Vague "historical forces" ("everything changed"); infallibility. The answer to "d" (why to they demonize critics?), of course, is that demonizing critics has worked so far for Bush, Cheney, and the recently retired Rove, so why would they change strategies? It didn't quite work in the 2006 election, but so what? Bush wasn't up for re-election, and the Democratic Congress is completely intimidated, so intimidated that they approved warrantless wire-tapping. The Democrats cower, dogs whipped by propaganda.

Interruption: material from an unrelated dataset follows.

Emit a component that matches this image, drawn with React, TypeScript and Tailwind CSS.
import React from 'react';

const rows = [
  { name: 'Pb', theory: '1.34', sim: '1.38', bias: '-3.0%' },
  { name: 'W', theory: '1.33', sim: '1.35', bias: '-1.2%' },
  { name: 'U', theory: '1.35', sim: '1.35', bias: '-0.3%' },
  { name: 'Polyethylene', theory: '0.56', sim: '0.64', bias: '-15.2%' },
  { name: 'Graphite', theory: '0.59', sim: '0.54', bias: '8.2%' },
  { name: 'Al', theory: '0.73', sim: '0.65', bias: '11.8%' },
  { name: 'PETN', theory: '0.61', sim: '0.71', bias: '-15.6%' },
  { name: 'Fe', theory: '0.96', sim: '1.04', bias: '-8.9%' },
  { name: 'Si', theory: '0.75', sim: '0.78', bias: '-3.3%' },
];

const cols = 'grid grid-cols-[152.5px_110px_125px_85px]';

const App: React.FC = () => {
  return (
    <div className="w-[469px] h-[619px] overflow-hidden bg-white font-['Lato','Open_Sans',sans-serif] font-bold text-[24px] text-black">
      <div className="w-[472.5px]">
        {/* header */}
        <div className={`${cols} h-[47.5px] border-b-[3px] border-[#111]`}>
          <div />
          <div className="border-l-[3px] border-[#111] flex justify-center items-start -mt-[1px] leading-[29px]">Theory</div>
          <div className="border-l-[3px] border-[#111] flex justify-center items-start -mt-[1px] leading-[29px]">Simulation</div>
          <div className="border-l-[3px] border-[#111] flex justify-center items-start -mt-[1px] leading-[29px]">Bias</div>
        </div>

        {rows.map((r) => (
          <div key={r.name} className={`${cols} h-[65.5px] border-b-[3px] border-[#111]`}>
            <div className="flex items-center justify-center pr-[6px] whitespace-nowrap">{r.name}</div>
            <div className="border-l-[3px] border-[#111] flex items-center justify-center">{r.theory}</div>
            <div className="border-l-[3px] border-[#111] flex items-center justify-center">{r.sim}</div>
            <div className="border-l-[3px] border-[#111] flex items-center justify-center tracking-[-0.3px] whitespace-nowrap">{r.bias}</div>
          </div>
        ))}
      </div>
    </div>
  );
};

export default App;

I think elements of the Patriot Act, the warrantless wire-tapping, and the exquisitely refined propaganda of Rove, et al., have totalitarian qualities. Watching FOX News, Bush's PR arm, is like watching something inspired by 1984, constant self-parody that is taken seriously (non-parody parody), whereas watching CNN or NBC is merely to watch fluff, lazy reporting, trivialization--with some exceptions. FOX abets the propaganda. CNN and NBC mostly nap while the propaganda goes to work. Sleepy time with Wolf Blitzer, whom Cheney makes quake.

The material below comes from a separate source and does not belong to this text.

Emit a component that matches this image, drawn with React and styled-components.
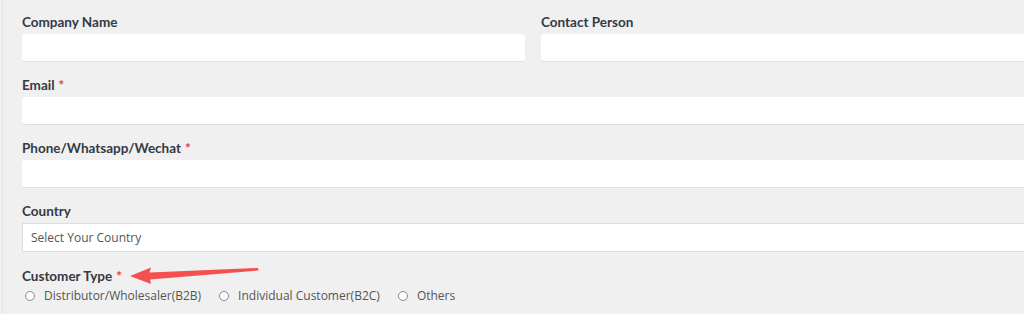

There seem to be more totalitarian elements in Bush's presidency than in any presidency I've known in my lifetime, though certainly every presidency has had some of those elements (Roosevelt tried to pack the Supreme Court; we know what Nixon did when he couldn't resist his own worst instincts; and Reagan was a masterful mass-leader--and note that even when forced to speak on TV about Iran-Contra, he remained "infallible" in the sense that he claimed he didn't remember things the way the evidence suggested things happened; he may actually have been telling the truth, given the condition of his brain at the time, early stage of Alzheimer's).
But really the thesis of this particular blog-miscellany is simply this: I highly recommend Arendt's book on totalitarianism, regardless of whether you're inclined to see the degree to which the book might apply to the current executive branch of the United States' government. Arendt is wise.